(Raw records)

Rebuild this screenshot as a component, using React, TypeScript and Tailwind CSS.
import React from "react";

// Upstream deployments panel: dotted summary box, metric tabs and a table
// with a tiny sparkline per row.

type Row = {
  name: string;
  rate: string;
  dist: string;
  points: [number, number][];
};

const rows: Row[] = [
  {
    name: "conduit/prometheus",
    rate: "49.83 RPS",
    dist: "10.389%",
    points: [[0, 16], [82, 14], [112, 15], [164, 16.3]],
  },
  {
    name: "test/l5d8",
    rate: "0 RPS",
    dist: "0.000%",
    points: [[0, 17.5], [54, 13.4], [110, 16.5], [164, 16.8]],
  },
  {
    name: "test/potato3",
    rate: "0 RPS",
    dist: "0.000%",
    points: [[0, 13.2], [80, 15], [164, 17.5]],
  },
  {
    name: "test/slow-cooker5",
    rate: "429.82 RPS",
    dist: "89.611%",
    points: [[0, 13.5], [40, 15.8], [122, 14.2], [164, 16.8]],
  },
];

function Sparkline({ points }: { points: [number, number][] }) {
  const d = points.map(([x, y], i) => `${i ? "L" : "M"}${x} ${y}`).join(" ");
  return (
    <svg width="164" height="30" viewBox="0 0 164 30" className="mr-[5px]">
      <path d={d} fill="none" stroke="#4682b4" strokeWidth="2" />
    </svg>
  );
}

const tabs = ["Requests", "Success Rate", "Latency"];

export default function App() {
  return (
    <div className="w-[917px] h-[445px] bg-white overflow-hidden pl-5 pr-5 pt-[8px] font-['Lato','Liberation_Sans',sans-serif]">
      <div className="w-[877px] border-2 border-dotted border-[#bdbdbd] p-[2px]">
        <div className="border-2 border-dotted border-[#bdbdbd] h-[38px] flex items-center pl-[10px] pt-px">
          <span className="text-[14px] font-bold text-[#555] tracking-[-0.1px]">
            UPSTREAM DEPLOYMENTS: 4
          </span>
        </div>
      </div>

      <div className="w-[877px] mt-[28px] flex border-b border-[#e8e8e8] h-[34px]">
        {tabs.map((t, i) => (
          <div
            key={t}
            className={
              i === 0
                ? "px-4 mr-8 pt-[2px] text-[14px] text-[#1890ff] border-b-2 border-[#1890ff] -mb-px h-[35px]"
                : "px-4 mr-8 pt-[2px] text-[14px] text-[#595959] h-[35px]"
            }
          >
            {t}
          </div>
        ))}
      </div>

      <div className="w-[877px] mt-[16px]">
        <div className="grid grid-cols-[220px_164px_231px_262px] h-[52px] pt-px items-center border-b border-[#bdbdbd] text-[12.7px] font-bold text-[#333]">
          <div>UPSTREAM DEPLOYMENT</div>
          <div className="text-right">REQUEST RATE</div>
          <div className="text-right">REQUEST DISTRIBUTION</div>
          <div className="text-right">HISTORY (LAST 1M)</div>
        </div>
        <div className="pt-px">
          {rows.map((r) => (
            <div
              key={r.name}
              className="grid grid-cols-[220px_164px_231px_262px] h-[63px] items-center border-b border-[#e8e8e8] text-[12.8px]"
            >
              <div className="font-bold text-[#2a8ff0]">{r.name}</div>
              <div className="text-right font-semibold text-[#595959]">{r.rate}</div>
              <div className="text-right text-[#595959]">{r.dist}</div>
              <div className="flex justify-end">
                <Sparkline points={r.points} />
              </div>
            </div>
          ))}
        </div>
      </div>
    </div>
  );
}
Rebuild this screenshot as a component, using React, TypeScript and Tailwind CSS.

Task details: Copy the material above verbatim.

Result of this task:
Rebuild this screenshot as a component, using React, TypeScript and Tailwind CSS.
import React from "react";

// Upstream deployments panel: dotted summary box, metric tabs and a table
// with a tiny sparkline per row.

type Row = {
  name: string;
  rate: string;
  dist: string;
  points: [number, number][];
};

const rows: Row[] = [
  {
    name: "conduit/prometheus",
    rate: "49.83 RPS",
    dist: "10.389%",
    points: [[0, 16], [82, 14], [112, 15], [164, 16.3]],
  },
  {
    name: "test/l5d8",
    rate: "0 RPS",
    dist: "0.000%",
    points: [[0, 17.5], [54, 13.4], [110, 16.5], [164, 16.8]],
  },
  {
    name: "test/potato3",
    rate: "0 RPS",
    dist: "0.000%",
    points: [[0, 13.2], [80, 15], [164, 17.5]],
  },
  {
    name: "test/slow-cooker5",
    rate: "429.82 RPS",
    dist: "89.611%",
    points: [[0, 13.5], [40, 15.8], [122, 14.2], [164, 16.8]],
  },
];

function Sparkline({ points }: { points: [number, number][] }) {
  const d = points.map(([x, y], i) => `${i ? "L" : "M"}${x} ${y}`).join(" ");
  return (
    <svg width="164" height="30" viewBox="0 0 164 30" className="mr-[5px]">
      <path d={d} fill="none" stroke="#4682b4" strokeWidth="2" />
    </svg>
  );
}

const tabs = ["Requests", "Success Rate", "Latency"];

export default function App() {
  return (
    <div className="w-[917px] h-[445px] bg-white overflow-hidden pl-5 pr-5 pt-[8px] font-['Lato','Liberation_Sans',sans-serif]">
      <div className="w-[877px] border-2 border-dotted border-[#bdbdbd] p-[2px]">
        <div className="border-2 border-dotted border-[#bdbdbd] h-[38px] flex items-center pl-[10px] pt-px">
          <span className="text-[14px] font-bold text-[#555] tracking-[-0.1px]">
            UPSTREAM DEPLOYMENTS: 4
          </span>
        </div>
      </div>

      <div className="w-[877px] mt-[28px] flex border-b border-[#e8e8e8] h-[34px]">
        {tabs.map((t, i) => (
          <div
            key={t}
            className={
              i === 0
                ? "px-4 mr-8 pt-[2px] text-[14px] text-[#1890ff] border-b-2 border-[#1890ff] -mb-px h-[35px]"
                : "px-4 mr-8 pt-[2px] text-[14px] text-[#595959] h-[35px]"
            }
          >
            {t}
          </div>
        ))}
      </div>

      <div className="w-[877px] mt-[16px]">
        <div className="grid grid-cols-[220px_164px_231px_262px] h-[52px] pt-px items-center border-b border-[#bdbdbd] text-[12.7px] font-bold text-[#333]">
          <div>UPSTREAM DEPLOYMENT</div>
          <div className="text-right">REQUEST RATE</div>
          <div className="text-right">REQUEST DISTRIBUTION</div>
          <div className="text-right">HISTORY (LAST 1M)</div>
        </div>
        <div className="pt-px">
          {rows.map((r) => (
            <div
              key={r.name}
              className="grid grid-cols-[220px_164px_231px_262px] h-[63px] items-center border-b border-[#e8e8e8] text-[12.8px]"
            >
              <div className="font-bold text-[#2a8ff0]">{r.name}</div>
              <div className="text-right font-semibold text-[#595959]">{r.rate}</div>
              <div className="text-right text-[#595959]">{r.dist}</div>
              <div className="flex justify-end">
                <Sparkline points={r.points} />
              </div>
            </div>
          ))}
        </div>
      </div>
    </div>
  );
}
Rebuild this screenshot as a component, using React, TypeScript and Tailwind CSS.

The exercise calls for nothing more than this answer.